Back to this day, Relentless woke up extra early just to make us omelettes. What a guy. I had been stuffing my face like a champ for several days, trying to bulk up, and this was a great final touch. Karl then drove us all the way to the start of the trail at Chief Mountain border station. The drive was amazing, skirting around the colossal mountains along the high plains. There were even bison to set the mood, like a scene out of Dances With Wolves. Chief Mountain itself stood out prominently, beckoning us into the park.We took the obligatory photos at the international monument and then chatted with the solo customs guy at the station…he was actually super chill and friendly. Welcome to the USA! We didn’t go into Canada since none of us had passports. But we were close enough.Then just like that, we were on the trail by 8 am and entering Walking Bliss. I wasn’t sure how to feel so I just went with elated. I am just so blessed. Everything was green and there were jagged peaks all around, amidst a stunningly beautiful sunny day. What heaven was I just dropped into?We walked along like Hobbits in the Shire for several hours, running into Dahn and Vortex (both 2018 PCT SOBO hikers that I know). In 3000 km on the TA, I never caught up to Dahn. Then it took me about 1000 miles to catch him on the PCT. Now I caught him on the first SOBO CDT day. Except that they had to walk NOBO to the border because they couldn’t get permits going south, thus they were on their 4th day. Maybe I will catch him again.

Speaking of permits, Relentless put in the hard work of organizing ours but still struggled with the bureaucracy. In the end, we didn’t get the most ideal campsites but at least we were able to go SOBO. The permit had us set for 28, 30, and 26 mile days…huge mileage for just starting out but we are some hearty thru-hikers.We did our first pass mid-day: Red Gap Pass at 7543 feet in elevation. I felt strong and energetic, flying up the switchbacks. All my day hiking in Colorado sure paid off. We caught up to 5 young men, all under 20, setting off on their adventure. Two were thru-hikers and the rest just hiking Glacier NP. It was good to meet some newly-minted SOBOs.With my eagle eyes, I also spotted some mountain goats. Then heading down from the pass, I came upon a black bear, blissfully rubbing on shrubs and scratching his back on every tree he passed. I just stood and watched, knowing he would soon detect my scent, given that I was upwind. When he did, he stood up tall looking in my direction then behind me to see if there were more humans. And then he went right back to doing his territory marking. I clearly did not matter to him and I love when animals feel secure enough to go about their business in my presence. I’m not a threat.

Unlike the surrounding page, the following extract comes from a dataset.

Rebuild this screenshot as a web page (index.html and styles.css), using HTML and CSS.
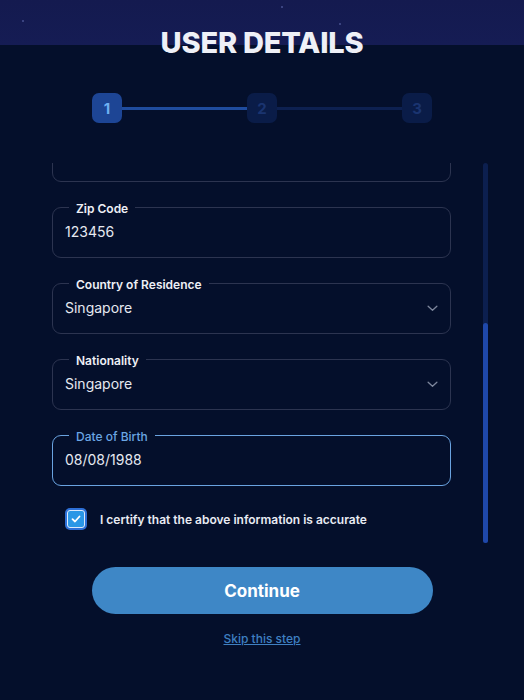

Regardless, I waited for Salty & Relentless to catch up before proceeding. We saw the bear yet again, across a meadow still scratching his back on trees. Then we saw another 2 black bears before the day was done. The last one was in a field where the trail ran parallel to a park road. A crowd of tourists in cars were stopped and began yelling at us: Bear! Come this way! We kept walking the trail with the bear doing its thing off to the left, completely ignoring us. The tourists kept shouting, we kept walking, and the bear kept bearing. It was rather comical. A black bear will not bother 3 hikers but this one was a cinnamon black bear and probably mistaken for small grizzly by the tourists. They presumed were were daft and perhaps they were right. We also walked right past a coyote. Lots of wildlife today!We made it all the way to Many Glacier Lodge and there we rested for a bit. It was so warm inside the lobby that I couldn’t resit making up a meal and enjoying the view. The bathroom was quite nice too. Then we had to walk a mile off trail to get to our campground. The info desk at the lodge said it was only a quarter of a mile away…that may seem so when you drive it but not when you walk it after already having gone 27 miles. We dragged our feet the whole way there and were set-up, ready for bed in short time. There were a few other thru-hikers but I had little energy for socializing. I didn’t even remember my head hitting the pillow on this long, beary great day.